In the 1990s, under the nose of Section 28, David Belbin’s YA series ‘The Beat’ introduced PC Gary Monk, the first recurring gay character to feature in a British YA series. The decade was seeing gradual social reforms and the start of incremental law changes that would alter attitudes for the better.

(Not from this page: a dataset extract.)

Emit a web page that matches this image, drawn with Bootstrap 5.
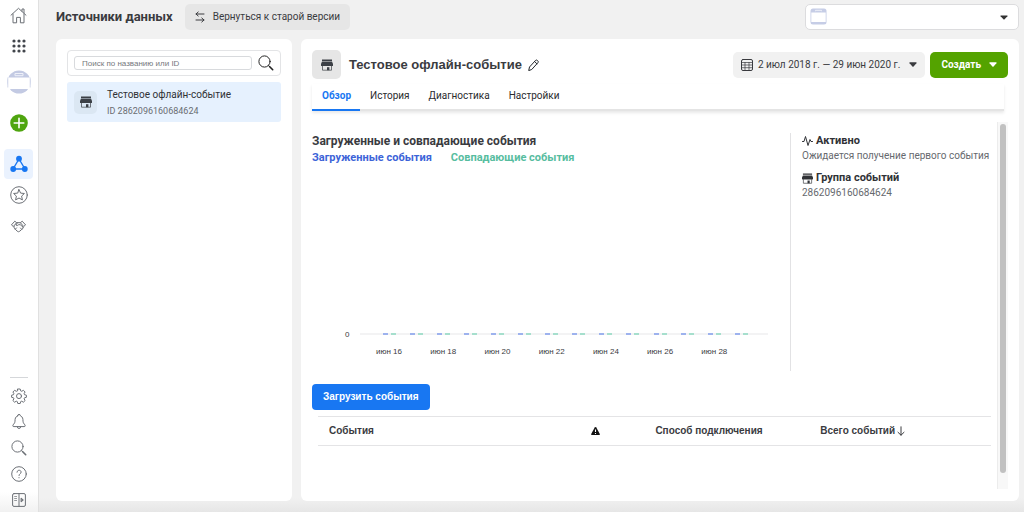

It was in the ‘90s that Narvel Annable published the first of his autobiographic novels described as ‘gay thrillers’. From 1978 to 1995 Annable was a history teacher at Valley Comprehensive School in Worksop, too frightened to come out in what he saw as a deeply conservative homophobic community. This experience informs his latest book ‘Double Life’ (2019) which covers the cruelty of the Thatcher era and the panic of AIDS set against a blighted colliery landscape. His second novel ‘Lost Lad’ (2003) had been inspired by his early gay experiences during adolescence at William Howitt Secondary Modern. Narvel, a campaigner for gay rights, wrote a biography of His Honour Judge Keith Matthewman QC of the Nottingham Crown Court entitled ‘A Judge Too Far’ (2001).

MP Ann Widdecombe, then Shadow Home Secretary, wasn’t happy in 1998 when Gregory Woods was made Britain’s first professor of lesbian and gay studies at Nottingham Trent University. Widdecombe called it “a phenomenal waste of public money”. A spokesman for Stonewall – the UK gay rights charity set up in the wake of Section 28 – said, “There is tremendous ignorance about lesbian and gay issues. This will help redress the balance.”

“Small but pioneering,” was how Professor Woods described his appointment adding, “It’s encouraging that the University has taken what is a slightly brave decision.”